«Un “laboratorio di bene” come cura per l’umanità»
«Abbiamo assistito a un ascolto vero, rispettoso delle diverse esperienze e non formale. C’è bisogno di una Chiesa che sia riparo per tutti coloro che ne sono privi»
Una sobria ebbrezza. Un apparente controsenso, che però racconta una fiducia e una speranza che rendono contento il cuore. È con questo ossimoro che il cardinale Matteo Maria Zuppi ha definito il sentimento conclusivo della prima Assemblea sinodale, svolta a Roma, presso la basilica in San Paolo fuori le mura. E infatti, di motivi di gioia ce ne sono stati tanti per la Chiesa, che in un luogo storico ha celebrato un evento altrettanto storico: la prima assemblea aperta ai laici che, insieme ai consacrati, hanno discusso di 10 tematiche diverse in oltre 100 gruppi di lavoro, accogliendo delegati da tutte le diocesi d’Italia.
Uno spaccato del popolo di Dio, insomma, del quale hanno fatto parte anche alcuni laici della diocesi veneziana, tra cui Alessandro Molaro, esponente dell’associazionismo cattolico, Federico Favaro e Valentina Furlanetto, giovani sposi, intervistati da GV.
Riflettendo su quale sia stato il momento più importante di questa esperienza, Federico afferma: «In un contesto in cui tutti volevamo tirar fuori il meglio possibile dalla Chiesa, non potevano bastare la nostra volontà e le nostre idee. Fondamentale è dunque stata la preghiera iniziale allo Spirito Santo perché, per fare passi così importanti, è necessario che la volontà sia di qualcun Altro, non la nostra».

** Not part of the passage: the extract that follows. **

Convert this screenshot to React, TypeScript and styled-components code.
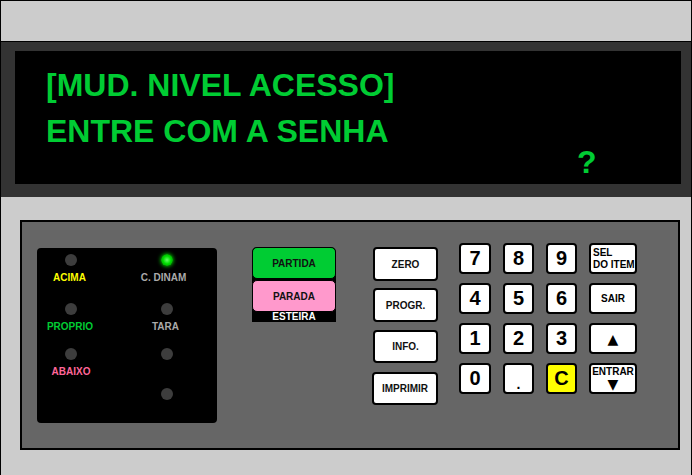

Per Valentina, invece, decisivo è stato il confronto nei tavoli: « Vedere vescovi, sacerdoti e laici in dialogo fra loro, ha avuto su di me un impatto molto forte: mi ha fatto capire come questa assemblea sia stata anzitutto un “laboratorio di bene”. Tutti insieme eravamo uniti da un unico desiderio: prendersi cura non solo della Chiesa, ma dell’umanità tutta».
Un aspetto, quello dell’apertura ai laici, per nulla scontato, secondo Alessandro: «È bello testimoniare che nelle tre fasi del cammino sinodale non ci sia stata una progressiva restrizione della partecipazione. Anche adesso, nell’ultima fase decisiva per la stesura del documento finale, si è scelto di camminare insieme. È stata particolarmente significativa la disponibilità di tutti ad ascoltarsi reciprocamente. Non è stato un ascolto formale, ma vero, rispettoso delle diverse esperienze».
Inoltre, nel definire la portata di queste giornate, Alessandro confida: «Ripensando a quanto abbiamo vissuto, mi sono accorto che è stata un’esperienza fatta con il cuore. Con questo termine intendo l’adesione personale a questa esperienza con un coinvolgimento che mi ha toccato profondamente, perché è nel cuore, come dice Papa Francesco, che ogni persona fa la sua sintesi».
Come uomo di fede, Federico aggiunge: «Pur non conoscendoci con gli altri delegati, fin da subito ho sentito un clima di fraternità. Ci siamo sempre accolti nonostante, a volte, l’elevata differenza di incarichi, come ad esempio quella tra noi e i vescovi. In effetti è così che immagino la Chiesa: una famiglia in cui, al di là delle diverse chiamate e ruoli, tutti siamo fratelli e sorelle».
Alle parole del marito, Valentina si accoda: «Come laica, mi sono sentita ingaggiata nel poter essere testimonianza del Risorto nella vita pubblica, dove oggi la Chiesa fa più fatica ad arrivare, soprattutto sapendo di non essere sola».
Infine, nell’indicare quale sia stato il dono più grande di questi giorni, tutti e tre sono concordi: «Ciò che porto a casa è una speranza – afferma Federico –. La speranza che le parole dette e sentite possano essere ascoltate veramente. Abbiamo bisogno di una Chiesa che sia riparo per chi ne è privo, che sia ospedale per chi è ammalato nell’animo, che sia coerente e limpida e che dia spazio a tutti coloro che ne chiedano».
Una Chiesa, come completa Alessandro, «ricca di santi della porta accanto, che testimonino la bellezza della vita in Cristo».